Once the brain sandwich was back on the menu in the midst of the mad cow scare, it seemed like the whole world wanted a bite. The Food Network, the Associated Press and even a television station based in Tokyo visited the Hilltop to try what was quickly becoming a culinary anomaly. But the brain sandwich isn't just a food for the headlines - to the locals, it's an every day classic. Snyder said the restaurant sells up to 7,000 brain sandwiches each year, which adds up to more than 5,000 lbs of brain.

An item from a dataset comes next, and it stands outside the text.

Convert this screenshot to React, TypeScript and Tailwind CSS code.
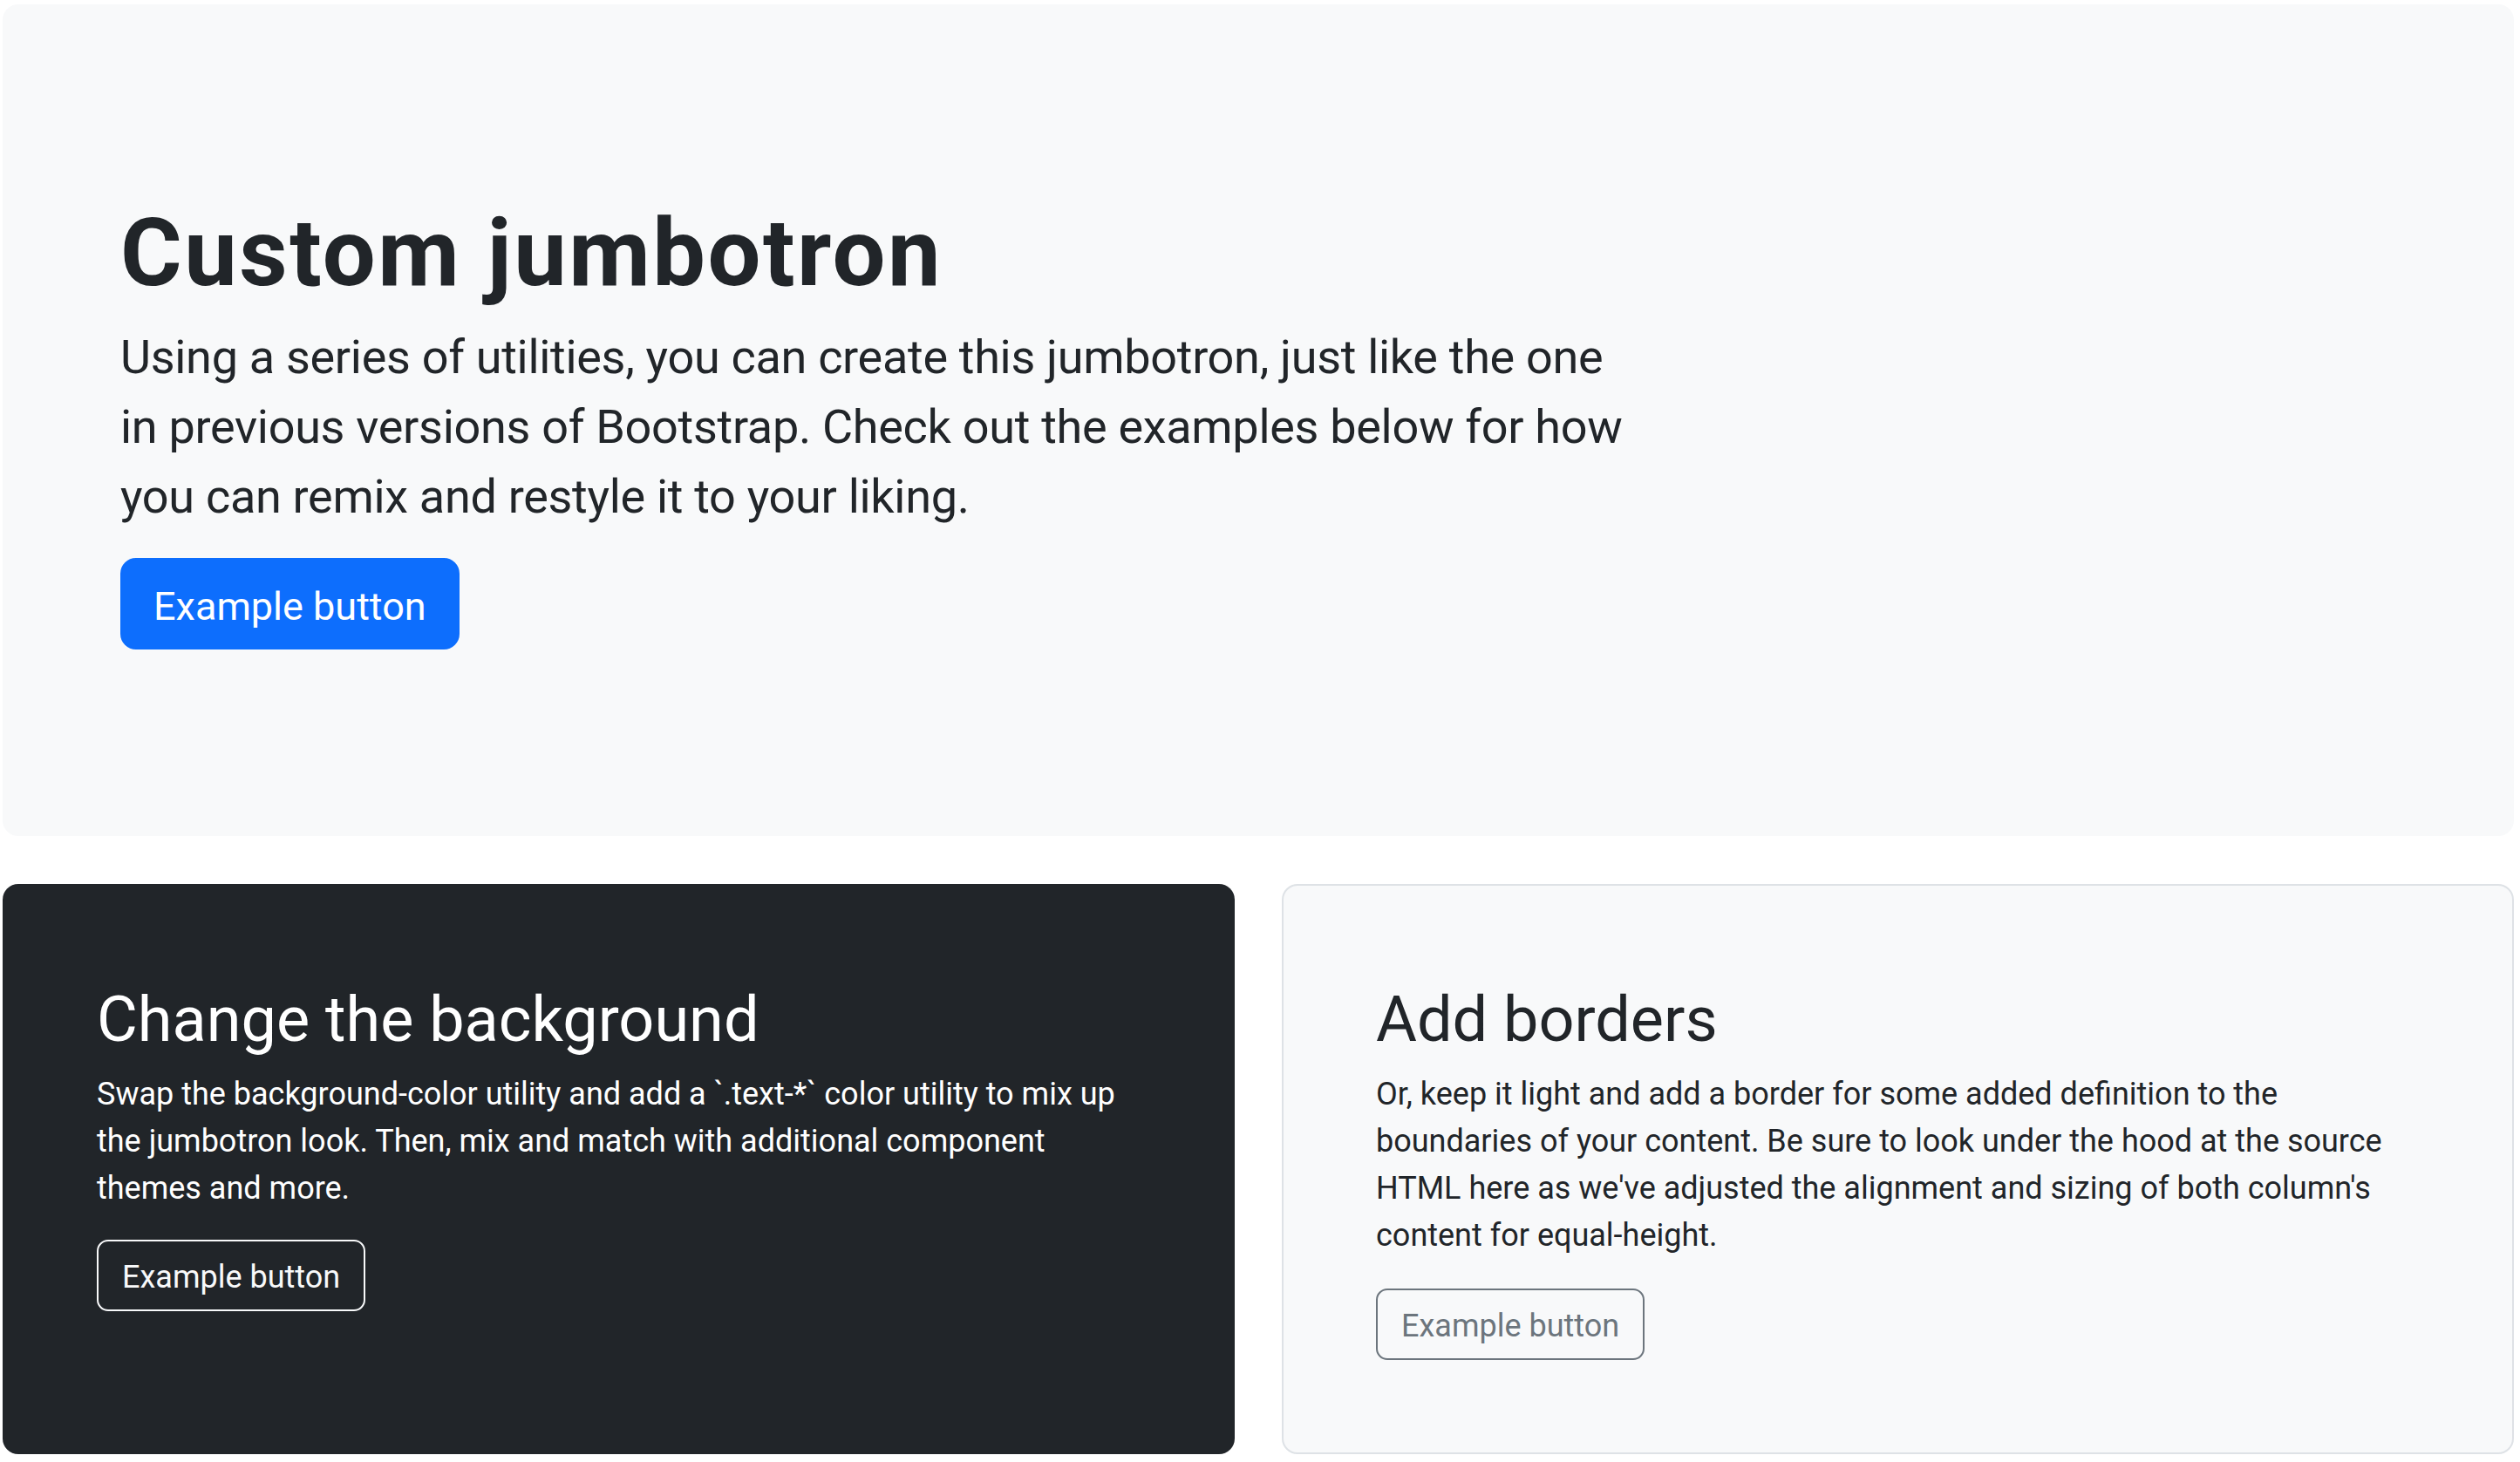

"I eat one of these every time I come back home to Evansville," said Arbin Clayton, who has been a brain lover for more than 40 years. "If you didn't eat brain at the Hilltop, you didn't eat brain."

Looking for the recipe?

Snyder says, he'll never tell. But here's what we do know:

  • The brains are shipped in from the Hilltop's meat supplier
  • A prep team carefully peels off the membrane and picks out bits of skull
  • Gallons of brain are mixed with flour, egg, salt, pepper and other unnamed seasoning
  • The mixture is ladled into a cast iron pan to fry for about 20 minutes until they puff up like pancake
  • Lanette Snyder, co-owner of the Hilltop says the brains are best when served on a large bun and topped with mustard, onions and pickle. Or for a little spice, try the brains with pepper jack cheese.